LADY VENGEANCE (SYMPATHY FOR LADY VENGEANCE) (Park Chan-wook, 2005)
Museum of the Moving Image
35th Ave. at 36th St., Astoria
Saturday, March 3, free with museum admission, 6:00
Series runs February 28 – March 3
718-777-6800
www.movingimage.us
Park Chan-wook’s awesome revenge trilogy (following Sympathy for Mr. Vengeance and Oldboy) comes to a stirring conclusion with the thrilling tale of Lee Geum-ja (Lee Young-ae), a beautiful thirty-one-year-old woman who has just been released from prison after serving thirteen years for the kidnapping and murder of a five-year-old boy (Nam Song-woo). While behind bars, Geum-ja plotted out a detailed, complex plan to gain revenge on her co-conspirator (Oldboy’s Choi Min-sik as Mr. Baek), who harbors a dark secret. As Geum-ja, known as both “Angel” and “Witch,” visits each former prisoner participating in the elaborate set-up, Park flashes back to reveal the woman’s original crime and her relationship to Geum-ja — who is also being followed by a wacky preacher with a great hairdo (Kim Byeong-ok).

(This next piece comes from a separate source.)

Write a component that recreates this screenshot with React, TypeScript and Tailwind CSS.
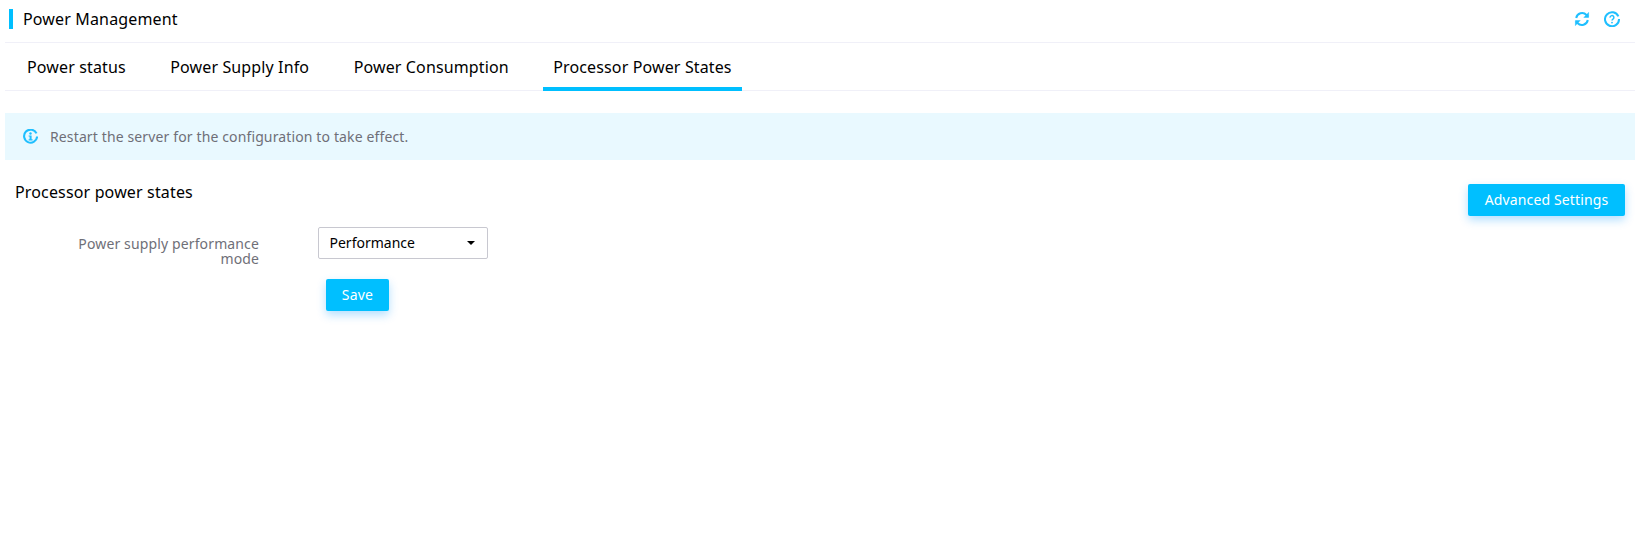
export default function App() {
  const tabs = ["Power status", "Power Supply Info", "Power Consumption", "Processor Power States"];
  return (
    <div className="h-[540px] w-[1640px] overflow-hidden bg-white pl-[5px] pr-[5px] font-['Noto_Sans','Open_Sans',sans-serif] text-[#000]">
      <header className="flex h-[43px] items-center justify-between border-b border-[#f0f0f8] pb-[5px]">
        <div className="flex items-center">
          <span className="ml-[4px] h-[20px] w-[4px] bg-[#00bfff]" />
          <h1 className="ml-[10px] text-[16px] leading-[20px] tracking-[0.15px]">Power Management</h1>
        </div>
        <div className="mr-[15px] flex items-center gap-[14px]">
          <svg width="16" height="16" viewBox="0 0 16 16" fill="none" stroke="#1fbfff" strokeWidth="2">
            <path d="M2.2 7a6 6 0 0 1 10.3-3L14 5.6" />
            <path d="M14.6 1.2v5.2H9.6" fill="#1fbfff" strokeWidth="0.5" />
            <path d="M13.8 9a6 6 0 0 1-10.3 3L2 10.4" />
            <path d="M1.4 14.8V9.6h5" fill="#1fbfff" strokeWidth="0.5" />
          </svg>
          <svg width="16" height="16" viewBox="0 0 16 16" fill="none" stroke="#1fbfff">
            <path d="M14.4 5.4A7 7 0 1 0 15 8" strokeWidth="2" />
            <path d="M6.1 6.6a1.9 1.9 0 1 1 2.9 1.5c-.7.5-1 .8-1 1.5" strokeWidth="1.5" />
            <circle cx="8" cy="11.6" r=".9" fill="#1fbfff" stroke="none" />
          </svg>
        </div>
      </header>
      <nav className="flex h-[48px] gap-[24.5px] border-b border-[#f0f0f8] pl-[12px]">
        {tabs.map((t, i) => (
          <div
            key={t}
            className={`flex h-[48px] items-center border-b-4 px-[10px] pt-[3px] text-[16px] tracking-[0.13px] ${i === 3 ? "border-[#00bfff]" : "border-transparent"}`}
          >
            {t}
          </div>
        ))}
      </nav>
      <div className="mt-[22px] flex h-[47px] items-center bg-[#e9f9ff] pl-[18px] text-[14px] tracking-[0.13px] text-[#6f6f78]">
        <svg width="15" height="15" viewBox="0 0 15 15" fill="none" className="mr-[12px]">
          <path d="M13.5 4.4A6.5 6.5 0 1 0 14.1 7.5" stroke="#1fbfff" strokeWidth="2.1" />
          <circle cx="7.5" cy="4.5" r="1.2" fill="#1fbfff" />
          <path d="M5.6 6.4h3v3.9h1v1.2H5.6v-1.2h1V7.6h-1z" fill="#1fbfff" />
        </svg>
        Restart the server for the configuration to take effect.
      </div>
      <section className="flex justify-between pl-[10px] pr-[10px]">
        <div>
          <h2 className="mt-[21px] text-[16px] leading-[22px] tracking-[0.15px]">Processor power states</h2>
          <div className="mt-[24px] flex">
            <div className="flex w-[244px] justify-end">
              <label className="w-[200px] pt-[9px] text-right text-[14px] leading-[15px] tracking-[0.13px] text-[#6f6f78]">
                Power supply performance mode
              </label>
            </div>
            <div className="ml-[59px]">
              <div className="flex h-[32px] w-[170px] items-center justify-between rounded-[2px] border border-[#c8c8d0] pb-[2px] pl-[10.5px] pr-[12px] text-[14px]">
                Performance
                <span className="mt-[2px] h-0 w-0 border-x-[4px] border-t-[4px] border-x-transparent border-t-black" />
              </div>
              <button className="ml-[8px] mt-[20px] flex h-[32px] w-[63px] items-center justify-center rounded-[2px] bg-[#00bfff] pb-[1px] text-[14px] tracking-[0.2px] text-white shadow-[0_4px_10px_rgba(0,150,255,0.3)]">
                Save
              </button>
            </div>
          </div>
        </div>
        <button className="mt-[24px] h-[32px] w-[157px] rounded-[2px] bg-[#00bfff] pb-[2px] text-[14px] tracking-[0.13px] text-white shadow-[0_4px_10px_rgba(0,150,255,0.3)]">
          Advanced Settings
        </button>
      </section>
    </div>
  );
}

Now working in a bakery, Geum-ja has become a magical pastry chef as part of her scheme to feed Mr. Baek his just desserts, but, as Park shows rather gruesomely, vengeance — and repentance — comes with a heavy price. As with the first two parts of this masterful series, Lady Vengeance serves up a cunning concoction of bizarre characters, stunning surprises, existential exegesis, and plenty of psychological terror. You need not have seen the first two to love this one; in fact, all three films are stand-alones as well as stand-outs. Lady Vengeance is screening on March 3 at 6:00 as part of a Museum of the Moving Image/Korea Society tribute to Park in conjunction with the release of his first English-language film, Stoker, which opens March 1; the series continues through March 3 with Joint Security Area, Oldboy, Sympathy for Mr. Vengeance, and a trio of shorts (Night Fishing, N.E.P.A.L. Never Ending Peace and Love, and Cut).